Historically, the sole treatment for celiac disease has been a gluten-free diet, an imperfect solution considering that up to 50 percent of patients continue to experience gastrointestinal distress – most often from inadvertent gluten consumption.
To address these concerns, Dawn Wiese Adams, M.D., director of the Celiac Disease Clinic at Vanderbilt University Medical Center, is leading a push to investigate three new pharmaceuticals with different paths to treatment for the condition: one would block specific T cells in the inflammatory cascade; another would train T cells to ignore gluten as a threat; and a third breaks down gluten into molecules so small they are unrecognized by the celiac immune system.
It’s a new approach for a condition that is on the rise across the United States.
“For a while, the thought at the FDA was, ‘why would people need medications when a gluten-free diet is already a solution?’” Adams said.
“But diet therapy alone is not enough. The diet is difficult, expensive and can lead to social isolation, anxiety and depression. In addition, some patients, despite their best efforts to maintain a gluten-free diet, will have persistent lab and duodenal abnormalities.”
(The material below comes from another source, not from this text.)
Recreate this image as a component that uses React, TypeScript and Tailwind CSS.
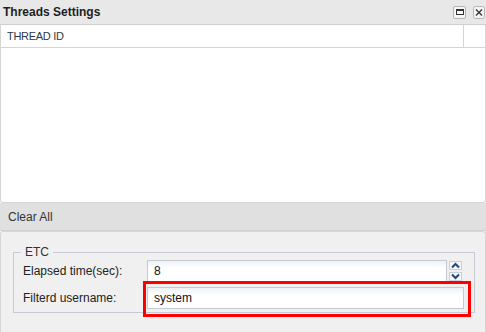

Incidence of autoimmune disease has risen in recent decades, with celiac disease a prime example, now affecting an a full 1 percent of the United States population. Adams says theories on its rising include an overly-hygienic approach to infancy, increases in certain types of infections, premature introduction of wheat-based cereals, and genetic alterations in wheat that can render it physiologically “foreign.”
In about 10 percent of cases there is a heritable component, she says.
IL-15 Blocker
Therapeutic targets in celiac disease and other autoimmune diseases are the cytokines that attach to T cell receptors, inducing inflammation in an attempt to isolate the perceived threat. IL-15 is one of the key cytokines that cause much of the intestinal damage and systemic inflammation seen in celiac disease.
Now in phase 2b, the PROACTVE trial is testing PRV-015, an IL-15 monoclonal antibody designed to shut down the early T-cell activation that is triggered when gluten is detected. Murine studies and human intestinal biopsies demonstrate that the antibody reacts specifically with IL-15, blunting its activity without compromising effector functions provided by other T cells.
PROACTIVE study participants attempt to maintain a gluten-free diet and are assigned to PRV-015 or placebo injections administered every two weeks. The primary goal is to see how well PRV-015 reduces symptoms and damage to the small intestines.
“This form of immunotherapy is growing in use in other autoimmune diseases, like rheumatoid arthritis, and in treatment of certain gastrointestinal diseases, cancers, viral infections like COVID-19, and more,” Adams said. “It is an exciting option because it may improve systemic effects that people experience with celiac disease and has shown some early promising data in refractory celiac disease.”
T-Cell Re-Education
A second pharmaceutical approach, now in phase 2 trials, is Anokion’s KAN-101, a peptide infusion that re-educates T cells. This drug goes to the liver and renders the T cells that trigger inflammation anergic or converts them into T regulatory cells that have a calming effect.
“If the re-education approach is successful in celiac disease, it could be the prototype for treating many other autoimmune diseases.”
“In this trial, participants consume a slurry of gluten and water, which can be a bit of an enrollment roadblock because people with this disease are so accustomed to strict gluten avoidance,” Adams said. “Yet, this trial is so important, because if the re-education approach is successful in celiac disease, it could be the prototype for treating many other autoimmune diseases.”
Pulverizing Gluten
Approaching celiac disease from a morphological angle, Takeda Pharmaceuticals’ TAK-062, an endopeptidase, is used to degrade the amino acids that constitute gluten so they become unrecognizable to T cells and thereby fail to stimulate an immune response.
Participants in the current phase 2 trial take one pill (TAK-062 or placebo) three times a day before they eat. They maintain their gluten-free diet but consume three bars a week that contain very small amounts of gluten, equivalent to typical cross-contamination exposure, with the aim of reducing celiac-related symptoms and avoiding or attenuating small intestine damage.
“We will monitor symptoms over time and assess duodenal biopsies before and after trial. Another exciting feature of this trial is the inclusion of capsule endoscopy in celiac disease,” Adams said. “Its use hasn’t yet been standardized in this disease, but it could allow for less invasive mucosal assessment at diagnosis and follow-up and may catch disease activity that is missed on a standard upper endoscopy.”
Adams says more study sites and participants are needed to optimize trials like these.
“There’s no therapy for patients with celiac disease right now, so the patient’s only current option to try to get access to therapy is to enroll in clinical trials,” she said. “Physicians can lead the effort in this by encouraging broad participation, even among celiac patients who say they feel well.”